Berlow recalled a week in the Tombstone Range last year. He was on a strenuous hike. It was extremely cold, raining and foggy.

“It really was disappointing, but I still came back with a few good pictures and I painted, hopefully, a few good pictures.”

Despite the hardship, “I really fell in love with the scenery and the country,” said the Germany-born, Montreal-raised painter. “A lot of the Yukon is untouched wilderness, remote areas - very scenic.”

That’s why he moved up here in 1969.

He loved the ruggedness so much he slept in a tent for a whole summer while he built a cabin in the woods on Tagish Lake. When it was complete, there was no running water and only a generator for energy and propane for heat.

“The lifestyle, I think it was beautiful because living in the bush is really time for yourself. If you get along, it’s wonderful for your marriage because you have time for each other.”

They did have a lot of time for each other - Berlow and his wife lived in the 1,200-square-foot cabin for 33 years and were often isolated for three to four months during the winter.

It was also then that he started his career as an artist.

He got tired of the sound of the chainsaw and felt the need for a new hobby - a quieter one.

He’s now 70, “unfortunately,” he added with a laugh and, though he abandoned the cabin, he hasn’t given up his canvas - Berlow paints from his Faro home.

It’s closer to civilization, but he still gets a taste of the outdoors.

“It’s a very nice community, very quiet, wonderful surroundings, lots of mountains and woods,” said Berlow.

And, though he loves the Yukon scenery, it challenges his creativity.

The hardest part of his work, he said, is finding and creating diversity within the landscape and his paintings. It’s hard to make one mountain or one tree differ from another.

“The Yukon scenery is basically the same over and over again. Not that I’m criticizing, but it makes it hard to come up with new ideas and with new pictures,” he said. “It’s very hard to make an interesting painting out of a basically monogamous landscape.”

He would love to paint tropical scenes for a while but that wouldn’t work in the North.

“Nobody would buy it,” he joked.

So instead he places native wildlife in his paintings.

“They’re just in my imagination and I put them where I think they should be in the picture.”

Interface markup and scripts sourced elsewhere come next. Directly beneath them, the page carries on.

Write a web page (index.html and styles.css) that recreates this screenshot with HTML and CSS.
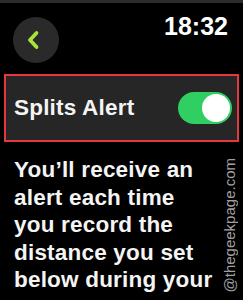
FILE: index.html
```html
<!DOCTYPE html>
<html>
<head>
<meta charset="utf-8">
<link rel="stylesheet" href="styles.css">
</head>
<body>
<div class="screen">
  <div class="topbar"></div>
  <div class="header">
    <div class="back">
      <svg width="16" height="20" viewBox="0 0 16 20"><path d="M11.5 3 L5 10 L11.5 17" fill="none" stroke="#a6e43a" stroke-width="3.8" stroke-linecap="round" stroke-linejoin="round"/></svg>
    </div>
    <div class="time">18:32</div>
  </div>
  <div class="card">
    <span class="label">Splits Alert</span>
    <span class="toggle"><span class="knob"></span></span>
  </div>
  <p class="desc">You’ll receive an alert each time you record the distance you set below during your</p>
  <div class="mark">@thegeekpage.com</div>
</div>
</body>
</html>
```
FILE: styles.css
```css
html, body {
  margin: 0;
  padding: 0;
  background: #000;
}
.screen {
  position: relative;
  width: 243px;
  height: 300px;
  overflow: hidden;
  background: #000;
  font-family: "Liberation Sans", Arial, sans-serif;
  color: #f4f4f4;
}
.topbar {
  height: 3px;
  background: #2c2c2c;
}
.header {
  display: flex;
  justify-content: space-between;
  align-items: flex-start;
  padding: 11px 15px 0 13px;
}
.back {
  width: 46px;
  height: 46px;
  margin-top: 3px;
  border-radius: 50%;
  background: #2a2a2a;
  display: flex;
  align-items: center;
  justify-content: center;
}
.back svg {
  margin-right: 6px;
}
.time {
  font-size: 25px;
  line-height: 25px;
  font-weight: bold;
  color: #fff;
}
.card {
  margin: 11px 4px 0 4px;
  height: 64px;
  border: 2px solid #e5373d;
  background: #262626;
  display: flex;
  align-items: center;
  justify-content: space-between;
  padding: 0 5px 0 8px;
}
.label {
  font-size: 22.5px;
  font-weight: bold;
  letter-spacing: 0.2px;
}
.toggle {
  width: 54px;
  height: 32px;
  border-radius: 16px;
  background: #2fcf62;
  position: relative;
}
.knob {
  position: absolute;
  right: 2px;
  top: 2px;
  width: 28px;
  height: 28px;
  border-radius: 50%;
  background: #fff;
}
.desc {
  margin: 14px 0 0 14px;
  width: 205px;
  font-size: 22.5px;
  line-height: 27.5px;
  font-weight: bold;
  letter-spacing: 0.2px;
}
.mark {
  position: absolute;
  right: 6px;
  top: 158px;
  writing-mode: vertical-rl;
  transform: rotate(180deg);
  font-size: 15px;
  line-height: 15px;
  color: #a0a0a0;
}
```
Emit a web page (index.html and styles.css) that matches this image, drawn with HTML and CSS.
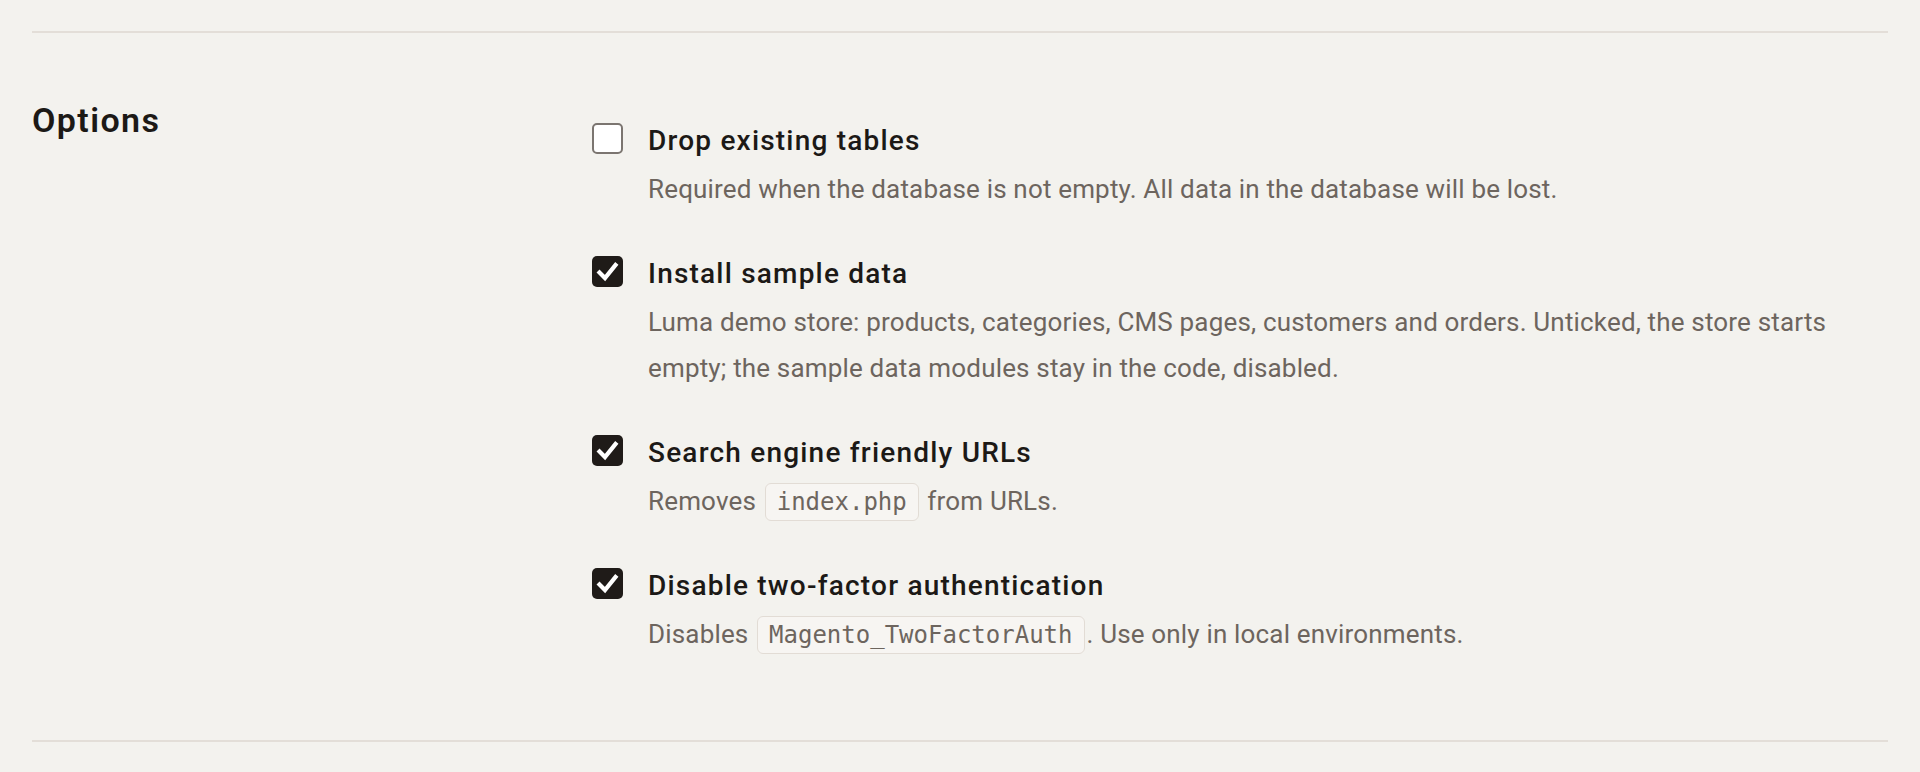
FILE: index.html
```html
<!DOCTYPE html>
<html lang="en">
<head>
<meta charset="utf-8">
<title>Options</title>
<link rel="stylesheet" href="styles.css">
</head>
<body>
<div class="page">
  <hr class="rule">
  <section class="section">
    <h2 class="section-title">Options</h2>
    <div class="options">
      <label class="option">
        <span class="box"></span>
        <span class="option-text">
          <span class="option-title">Drop existing tables</span>
          <span class="option-desc">Required when the database is not empty. All data in the database will be lost.</span>
        </span>
      </label>
      <label class="option">
        <span class="box checked"><svg viewBox="0 0 31 31" width="31" height="31"><path d="M7.5 16.5 L13 22 L23.5 9" fill="none" stroke="#fff" stroke-width="4.2" stroke-linecap="square" stroke-linejoin="miter"/></svg></span>
        <span class="option-text">
          <span class="option-title">Install sample data</span>
          <span class="option-desc">Luma demo store: products, categories, CMS pages, customers and orders. Unticked, the store starts empty; the sample data modules stay in the code, disabled.</span>
        </span>
      </label>
      <label class="option">
        <span class="box checked"><svg viewBox="0 0 31 31" width="31" height="31"><path d="M7.5 16.5 L13 22 L23.5 9" fill="none" stroke="#fff" stroke-width="4.2" stroke-linecap="square" stroke-linejoin="miter"/></svg></span>
        <span class="option-text">
          <span class="option-title">Search engine friendly URLs</span>
          <span class="option-desc">Removes <code class="code">index.php</code> from URLs.</span>
        </span>
      </label>
      <label class="option">
        <span class="box checked"><svg viewBox="0 0 31 31" width="31" height="31"><path d="M7.5 16.5 L13 22 L23.5 9" fill="none" stroke="#fff" stroke-width="4.2" stroke-linecap="square" stroke-linejoin="miter"/></svg></span>
        <span class="option-text">
          <span class="option-title">Disable two-factor authentication</span>
          <span class="option-desc">Disables <code class="code">Magento_TwoFactorAuth</code>. Use only in local environments.</span>
        </span>
      </label>
    </div>
  </section>
  <hr class="rule">
</div>
</body>
</html>
```

FILE: styles.css
```css
html, body {
  margin: 0;
  padding: 0;
  background: #f3f2ee;
}
body {
  font-family: Roboto, "Liberation Sans", sans-serif;
  color: #1c1916;
}
.page {
  padding: 31px 32px 0;
}
.rule {
  margin: 0;
  border: 0;
  height: 2px;
  background: #e3ded8;
}
.section {
  display: grid;
  grid-template-columns: 560px 1fr;
  padding: 67px 0 83px;
}
.section-title {
  margin: 0;
  font-size: 34px;
  line-height: 40px;
  font-weight: 600;
  color: #1c1916;
  letter-spacing: 1.4px;
}
.options {
  display: flex;
  flex-direction: column;
  gap: 40px;
  padding-top: 19px;
}
.option {
  display: flex;
  gap: 25px;
  align-items: flex-start;
}
.box {
  flex: 0 0 31px;
  width: 31px;
  height: 31px;
  box-sizing: border-box;
  border: 2px solid #7b7570;
  border-radius: 5px;
  background: #fff;
  margin-top: 4px;
  display: flex;
}
.box.checked {
  border: 0;
  background: #1f1b18;
}
.option-text {
  display: flex;
  flex-direction: column;
}
.option-title {
  font-size: 28px;
  line-height: 44px;
  font-weight: 500;
  letter-spacing: 1.2px;
  color: #1c1916;
}
.option-desc {
  margin-top: 3px;
  font-size: 26px;
  line-height: 46px;
  letter-spacing: 0.17px;
  color: #6d655e;
}
.code {
  font-family: "DejaVu Sans Mono", "Liberation Mono", monospace;
  font-size: 24px;
  line-height: 1;
  letter-spacing: 0;
  padding: 4px 11px 4px;
  margin: 0 2px;
  border: 1px solid #e2dcd5;
  border-radius: 6px;
  background: #f7f5f2;
  color: #6d655e;
}
```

When he runs out of bears and bison, he plans on painting two-legged creatures into his work.

“Maybe I’ll eventually add humans to my paintings for human interest,” he said.

In the meantime, his paintings of mountains, lakes, leaves and flowers are hung in the Chocolate Claim and will be on display until the end of July. He also has permanent exhibits in Copper Moon Gallery and Arts Underground.